JAZZBO NOTES RECOMMENDED RECORDING
Rating: 




I have the suspicion that when bassist/composer Dave Holland was putting together his quintet, he was trying to achieve a format that would be possible to listen to passively while still being intellectually rigorous and allowing for exploration of new compositional and arranging concepts. In my opinion, he only half succeeds.
Holland’s method is to limit the tonal palette of his quintet to conventionally pretty sounds: vibraphone, trombone, and saxophone (without any out of range squealing or honks). The other thing he does is to limit the use of altered scales and the blues in general, and include plenty of major sixths, major 9nths, and suspended fourths in his compositions and arrangements.
The idea is that by limiting dissonance and harsh timbres, the audience would let him get away with presenting challenging ideas. I think he overestimates the audience.
The hooks of the compositions, rhythmically and melodically speaking, are not strong, so listeners have very few aural landmarks to orient themselves. If you aren’t really listening to the music, the result is a kind of vague discomfort. Your ear isn’t really offended, but something feels not quite right. Unconsciously, your brain feels like someone slipped a whoopie cushion under your Temporal Lobe (the part of your brain associated with perception and recognition of auditory stimuli).
Paradoxically, if you really listen to Prime Directive, your problems only increase because of the lack of aural landmarks. You struggle to get a handle on the compositions. The tunes on Prime Direction don’t sound like noise. There is a clear compositional intelligence behind them, but the strategies are unfamiliar. One of the features of these tunes is contrapuntal lines, lots of them, sometimes approaching a fugue-like complexity. Holland will have Steve Nelson on vibraphone, Robin Eubanks on trombone, and occasionally saxophonist Chris Potter play individual melodic lines that interlock like a Rubik’s cube. It’s pretty neat, but it’s also exhausting.

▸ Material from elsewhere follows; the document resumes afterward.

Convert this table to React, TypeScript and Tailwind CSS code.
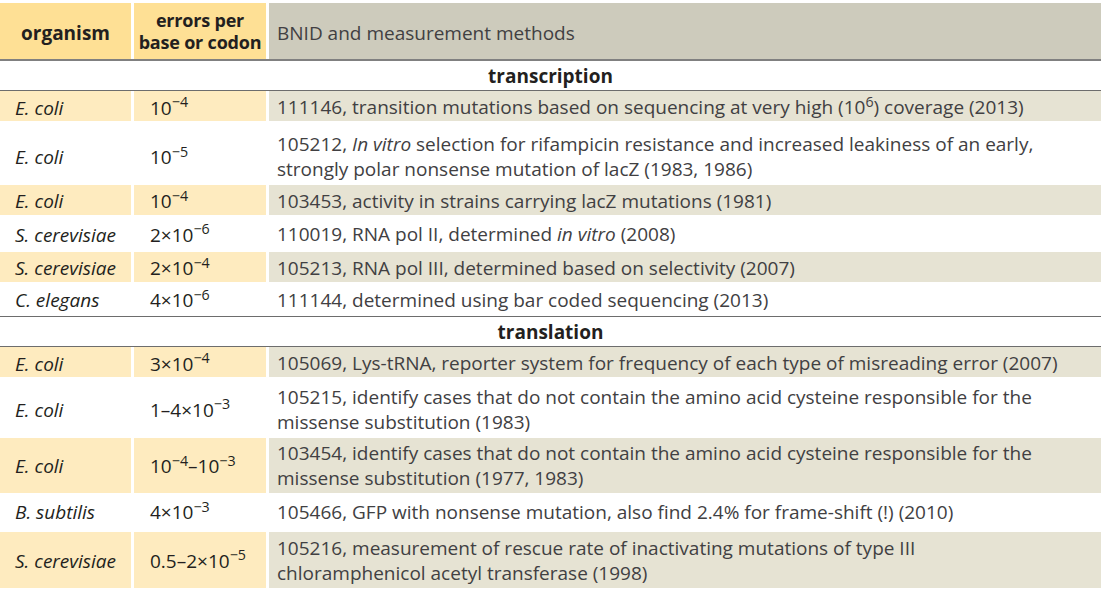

Thanks God the solos themselves are straightforward post-bop, although even that doesn’t help much because the compositional structures are so unfamiliar.

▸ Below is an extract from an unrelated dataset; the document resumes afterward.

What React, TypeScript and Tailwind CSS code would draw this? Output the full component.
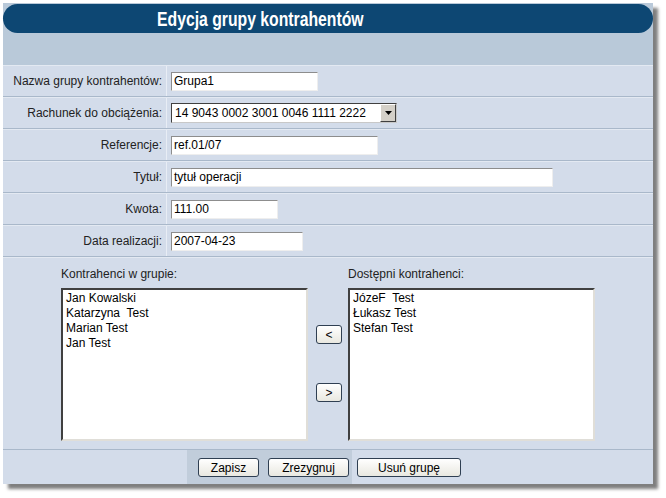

Another thing Holland has fun with is creating bizarre rhythmic grooves from interlocking parts, as on Juggler’s Parade, which sounds exactly like the title. Steve Nelson pounds out a cyclic part through which Holland weaves on bass, while Billy Kilson anchors the groove on drums. The solo is taken by Robin Eubanks on trombone.

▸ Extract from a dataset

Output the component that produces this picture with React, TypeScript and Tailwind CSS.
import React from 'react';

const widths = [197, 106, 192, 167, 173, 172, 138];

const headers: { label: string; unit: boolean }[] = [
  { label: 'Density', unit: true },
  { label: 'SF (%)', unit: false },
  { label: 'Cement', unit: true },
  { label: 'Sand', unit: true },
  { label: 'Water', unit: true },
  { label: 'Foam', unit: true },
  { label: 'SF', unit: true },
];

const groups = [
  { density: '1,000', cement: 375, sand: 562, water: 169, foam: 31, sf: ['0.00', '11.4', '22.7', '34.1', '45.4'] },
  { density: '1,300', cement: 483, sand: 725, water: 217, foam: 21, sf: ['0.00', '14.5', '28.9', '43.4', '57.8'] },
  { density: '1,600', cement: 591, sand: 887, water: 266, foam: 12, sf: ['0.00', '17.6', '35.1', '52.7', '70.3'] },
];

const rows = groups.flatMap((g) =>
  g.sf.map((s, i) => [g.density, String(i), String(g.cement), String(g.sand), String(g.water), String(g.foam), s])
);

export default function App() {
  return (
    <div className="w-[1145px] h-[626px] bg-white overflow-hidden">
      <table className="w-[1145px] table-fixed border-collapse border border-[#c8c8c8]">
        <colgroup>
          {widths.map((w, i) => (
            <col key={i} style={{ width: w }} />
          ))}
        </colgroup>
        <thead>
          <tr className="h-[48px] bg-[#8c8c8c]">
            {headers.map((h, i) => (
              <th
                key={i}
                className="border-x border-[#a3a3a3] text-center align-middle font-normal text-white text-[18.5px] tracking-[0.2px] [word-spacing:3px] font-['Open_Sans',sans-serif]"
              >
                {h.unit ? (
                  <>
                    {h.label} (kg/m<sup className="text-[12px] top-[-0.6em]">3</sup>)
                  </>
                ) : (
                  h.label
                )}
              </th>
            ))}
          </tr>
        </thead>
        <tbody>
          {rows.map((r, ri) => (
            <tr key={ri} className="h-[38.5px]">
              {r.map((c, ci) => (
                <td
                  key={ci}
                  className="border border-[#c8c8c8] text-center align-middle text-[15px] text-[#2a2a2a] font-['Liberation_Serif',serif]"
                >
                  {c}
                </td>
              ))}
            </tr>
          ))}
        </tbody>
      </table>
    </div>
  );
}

One thing I appreciate: whenever Billy Kilson takes a drum solo, Holland provides him with a form to solo over. It’s nice to have a context in which to enjoy a drum solo instead of the free form bashing away often indulged in by drummers.
In fact, maybe the best approach, if you don’t have the time or the inclination to sit down and thoroughly analyze the compositions, is to appreciate the off-kilter grooves, the rhythmic shapes of the solos, and the variations in timbres achieved by different combinations of instruments and let it go at that.
My guess is that, for the average listener, this is going to be an exercise in frustration. However, I have to give props to Dave Holland for coming up with an truly original approach to post bop. What’s more, the music is extremely well thought out and executed. I’m basically going to penalize Prime Direction two whole stars for being so darned cryptic. If you don’t agree, sue me. (Ahem, that’s a joke — you can never be too careful in this litigious society.)